Я говорю «передовая общественность»; более точно ее определить было бы трудно. «Беседа» не хотела быть партией с определенной программой; в ней уживались и конституционалисты, будущие столпы Кадетской партии: Головин, Кокошкины, Долгоруковы, Шаховской, последние рыцари самодержавия: Хомяков, Стахович[535], Шипов. Характерно для «Беседы» было то, что в ней, как во всем русском обществе этого времени, передовые направления не были дифференцированы. Только «освободительное движение» в кавычках занялось рассаживанием людей по определенным программам и стало клеймить как отсталых тех, кто не настаивал на конституции и четыреххвостке. «Беседа» шла иною дорогой. В ней не было стремления друг от друга «отмежеваться». По позднейшим взглядам на вещи в этом был признак незрелости, но в ней это проводилось сознательно. «Беседа» понимала наличность в ее среде коренных разномыслий. Еще до меня там раз был поставлен во всей полноте вопрос о самодержавии и конституции. Я познакомился с этим по протоколам. В этом споре схватились лучшие силы и того, и другого лагеря. Конечно, самодержавие, которое защищали некоторые члены «Беседы», имело мало общего с тем, что в это печальное время самодержавие из себя представляло.
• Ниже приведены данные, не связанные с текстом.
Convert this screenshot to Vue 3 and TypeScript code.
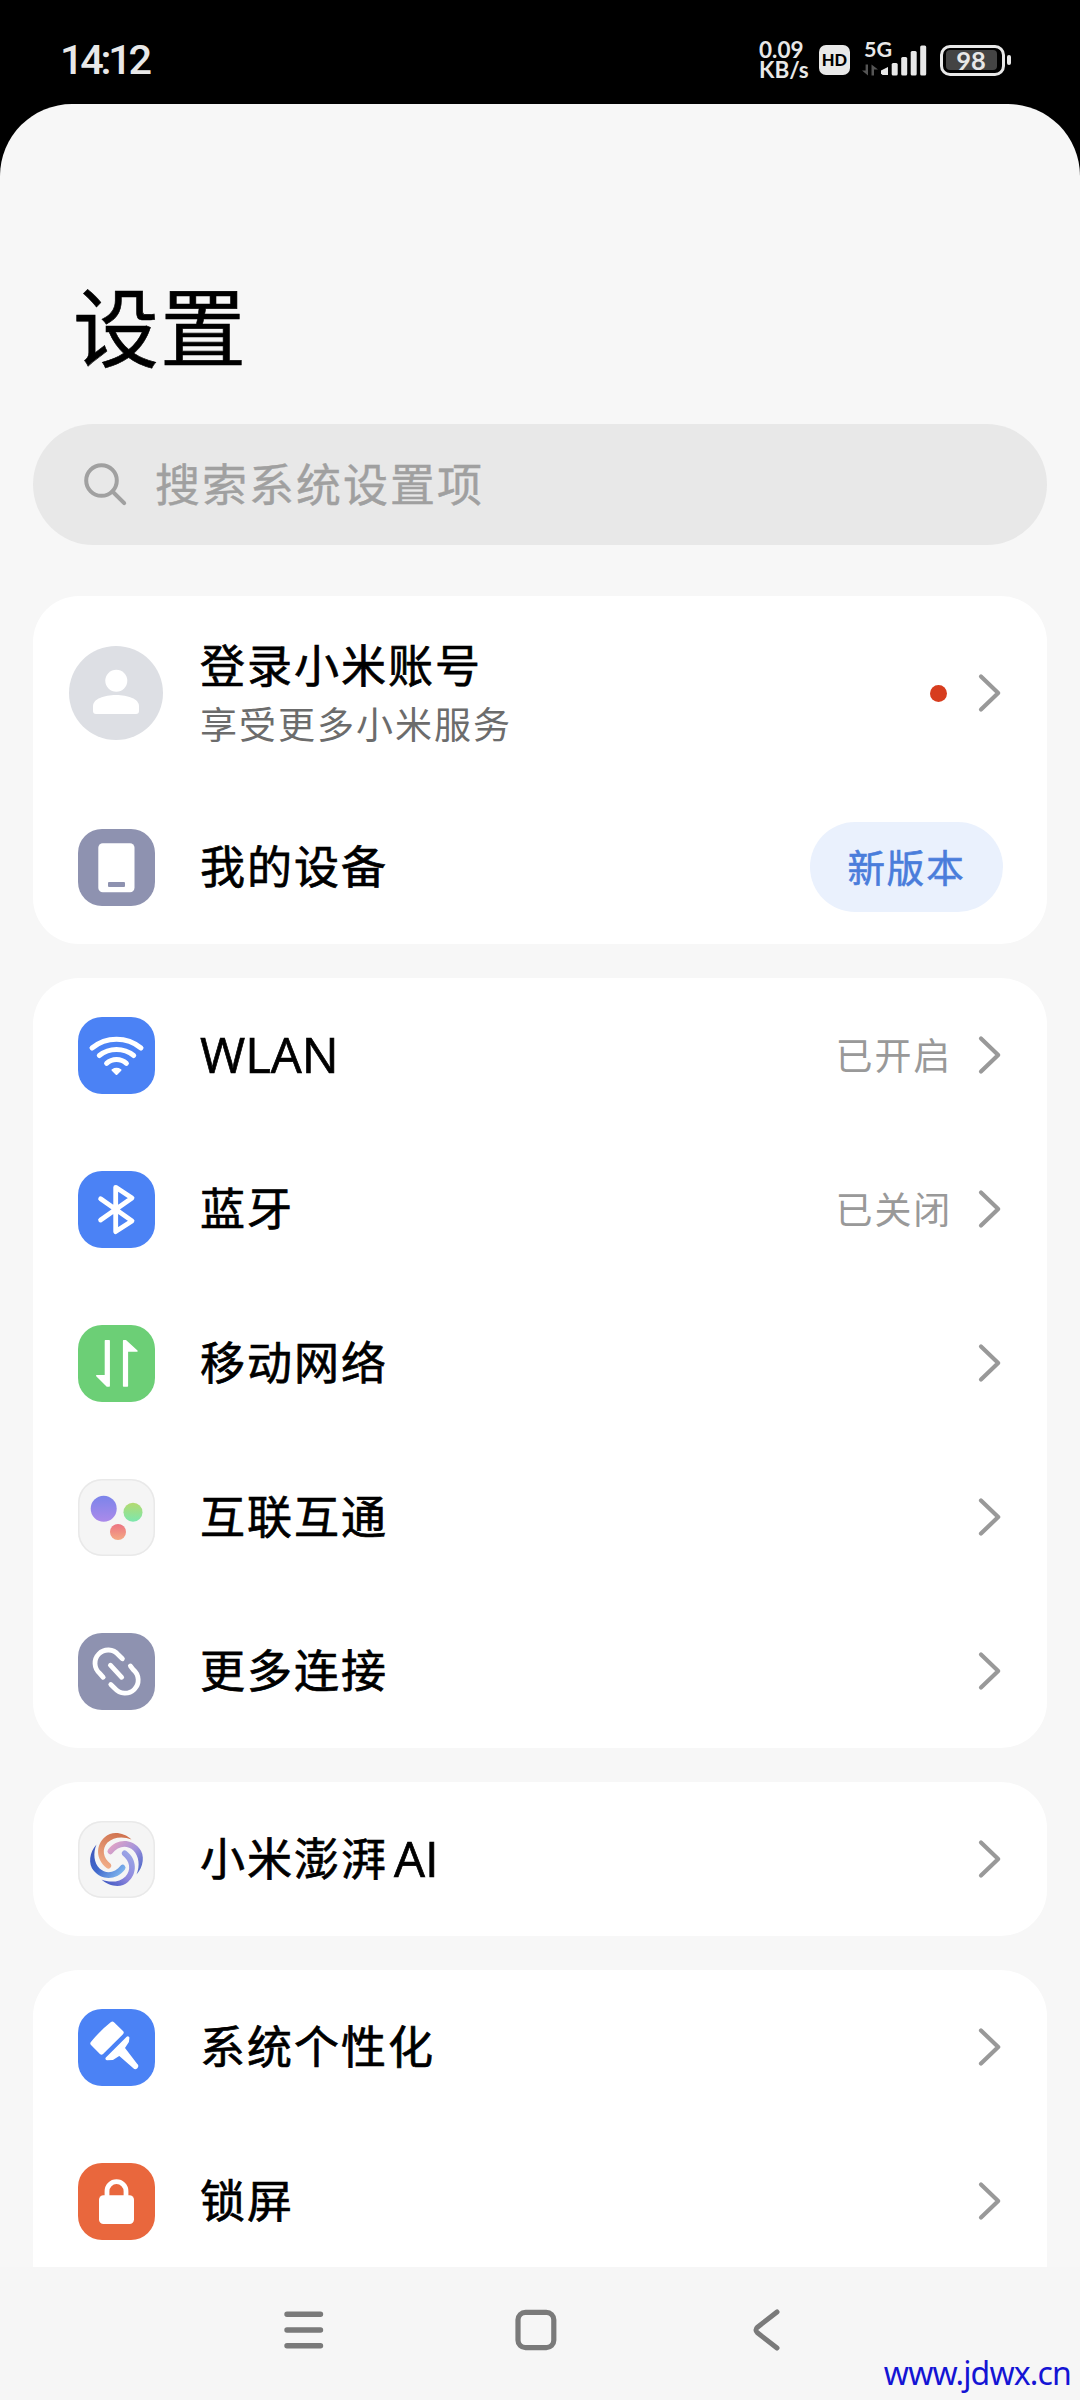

Но все же были люди, которые с ним не только мирились, но [и] стояли за него как за наиболее подходящую к России форму правления. И что знаменательно: после горячего обмена мнений, занявшего не одно заседание, «Беседа» на этом не развалилась; то, что членов ее объединяло, казалось им сильнее этого принципиального разномыслия.

Почвой, которая соединяла всех членов «Беседы» и давала им право причислять себя к передовой русской общественности, была их преданность идее «самоуправления». Это было conditio sine qua non[536] принадлежности к ней; эта идея отличала всех ее членов от официального самодержавия. Но вне этого признака все мнения были свободны. «Беседа» покрывала и последователей славянофильства, мечтавших о самодержавном царе при свободной земле, и сторонников народоправства, парламентаризма, где монарх царствует, а не управляет. Оба эти направления чувствовали себя друг к другу ближе, чем к официальному самодержавию.